In October 2025, President Donald Trump appointed Olsen as a special government employee to investigate the results of the 2020 election.

==Early life and education (1962–1984)==
Kurt B. Olsen was born on August 20, 1962. He graduated from the United States Naval Academy in 1984. For several years, Olsen was a Navy SEAL.

==Career==
===Klafter, Olsen & Lesser (2003–2021)===
In 2003, Olsen founded Klafter & Olsen. His work involved defending companies in product liability cases. In October 2007, Maryland governor Martin O'Malley named Olsen to his Health Care Commission. In 2021, after Olsen's involvement in litigation surrounding the 2020 presidential election became apparent, the firm changed its name to Klafter Lesser and disassociated with him completely.

===Election litigation (2021–2025)===
After the 2020 presidential election, Olsen began involving himself with lawsuits that falsely contended Joe Biden's victory. He advised Texas attorney general Ken Paxton on his lawsuit against Pennsylvania. According to emails obtained by House Committee on Oversight and Government Reform investigators, Olsen attempted to contact Jeffrey A. Rosen, the acting U.S. attorney general, about the lawsuit. He spoke with Jeff Wall, the acting U.S. solicitor general, asserting that president Donald Trump had directed him to speak to Rosen but that he could not reach Rosen. After Rosen's chief of staff told him that Rosen was busy, Olsen drove to Washington, D.C., "in the hopes of meeting" with him. Rosen was not convinced by Olsen's arguments and challenged him on the case's merit. The lawyer William J. Olson encouraged Trump to hire Olsen.

In August 2021, the House Select Committee to Investigate the January 6th Attack on the United States Capitol sent requests to government agencies inquiring about Olsen's activities. According to a statement accompanying a subpoena sent in March 2022, the committee alleged that Olsen had prepared a draft executive order to direct the Department of Justice to "take voter action" and had spoken repeatedly with Trump on January 6. Mike Lindell, the businessman who founded My Pillow, established a network of election denialists that included Olsen. In April 2022, prior to that year's Arizona gubernatorial election, Olsen filed a lawsuit on behalf of the former television presenter Kari Lake and the politician Mark Finchem challenging Arizona's use of electronic voting machines. After Katie Hobbs defeated Lake in the election, Lake filed a lawsuit in state court to overturn the results. The 65 Project filed a complaint against Olsen in Maryland over his election litigation in August 2022 and in February 2023. The Arizona Supreme Court sanctioned Lake, the lawyer Bryan Blehm, and Olsen in May over false statements in their lawsuit. The State Bar of Arizona began investigating two charges brought against Olsen in November.

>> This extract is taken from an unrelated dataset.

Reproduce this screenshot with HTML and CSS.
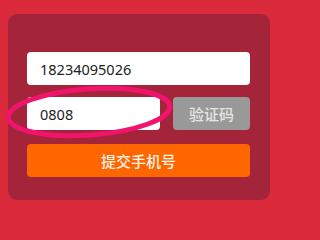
FILE: index.html
```html
<!DOCTYPE html>
<html lang="zh">
<head>
<meta charset="utf-8">
<link rel="stylesheet" href="styles.css">
</head>
<body>
<div class="page">
  <div class="card">
    <div class="field">18234095026</div>
    <div class="row">
      <div class="field code">0808</div>
      <div class="btn-code">验证码</div>
    </div>
    <div class="btn-submit">提交手机号</div>
  </div>
  <svg class="mark" width="282" height="214" viewBox="0 0 282 214">
    <ellipse cx="89" cy="112" rx="81" ry="23" transform="rotate(-4 89 112)" fill="none" stroke="#f0146c" stroke-width="5"/>
  </svg>
</div>
</body>
</html>
```
FILE: styles.css
```css
html, body {
  margin: 0;
  padding: 0;
  background: #dc2a3d;
}
.page {
  position: relative;
  width: 282px;
  height: 214px;
  box-sizing: border-box;
  padding: 14px 12px 14px 8px;
  font-family: "Noto Sans", "Noto Sans CJK SC", sans-serif;
}
.card {
  background: #a4243a;
  border-radius: 9px;
  height: 186px;
  box-sizing: border-box;
  padding: 38px 20px 0 19px;
  display: flex;
  flex-direction: column;
  gap: 12px;
}
.field {
  height: 33px;
  background: #fff;
  border-radius: 4px;
  box-sizing: border-box;
  padding-left: 13px;
  display: flex;
  align-items: center;
  font-size: 14.5px;
  color: #222;
}
.row {
  display: flex;
  gap: 13px;
}
.field.code {
  width: 133px;
}
.btn-code {
  width: 77px;
  height: 33px;
  background: #999999;
  border-radius: 4px;
  display: flex;
  align-items: center;
  justify-content: center;
  color: #e6e6e6;
  font-size: 15px;
  font-weight: 500;
}
.btn-submit {
  margin-top: 2px;
  height: 33px;
  background: #ff6600;
  border-radius: 4px;
  display: flex;
  align-items: center;
  justify-content: center;
  color: #fff2e6;
  font-size: 15px;
  font-weight: 500;
}
.mark {
  position: absolute;
  left: 0;
  top: 0;
}
```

===Special government employee (2025–2026)===
In October 2025, The Wall Street Journal reported that Trump had requested Olsen examine the results of the 2020 presidential election as a special government employee in that past month, and that he had begun requesting information from intelligence agencies. Olsen had additionally told others he sought to remove government employees he perceived were disloyal to Trump. Speaking to Steve Bannon on War Room (2019–present) in January 2026, Ed Martin, the United States pardon attorney and the head of the Weaponization Working Group, claimed that he was working with Olsen—describing him as a White House lawyer—and "a couple of others" on election integrity, indicating that their work would cross with the Federal Bureau of Investigation's investigation into the 2020 election in Georgia. According to an affidavit released after the Federal Bureau of Investigation raided the election center in Fulton County, Georgia in January 2026, Olsen initiated the investigation with a criminal referral.

According to Politico, Olsen's work involved compiling a report summarizing an inquiry into whether Biden legitimately won the 2020 election. In investigating the election, Olsen reviewed sensitive compartmented intelligence programs and frequently contacted Trump to access information quickly. The Central Intelligence Agency publicly confirmed that it had coordinated with Olsen; since he became a special government employee, Olsen traveled several times to the headquarters of the Office of the Director of National Intelligence, the Central Intelligence Agency, and the National Security Agency, and he was in contact with the Department of Justice and the Federal Bureau of Investigation. Olsen was particularly in close contact with Andrew Bailey, the deputy director of the Federal Bureau of Investigation, and Tim Kosiba, the deputy director of the National Security Agency, and had encouraged Trump to nominate Kosiba to his position. Virginia senator Mark Warner, the vice chair of the Senate Select Committee on Intelligence, criticized Tulsi Gabbard, the director of national intelligence, for permitting Olsen's appointment. According to Reuters, Olsen sought to have the Department of Commerce declare Dominion Voting Systems's voting machines as a national security threat to ban their use, citing conspiracy theories.

US Department of Justice (2026-present)

On June 2 2026, Reuters reported that Olsen had "joined the Justice Department as a senior attorney reporting to a prosecutor seeking to build a wide-ranging criminal case against ‌the president’s foes." He was assigned to work for U.S. Attorney for the Southern District of Florida Jason Reding Quinones.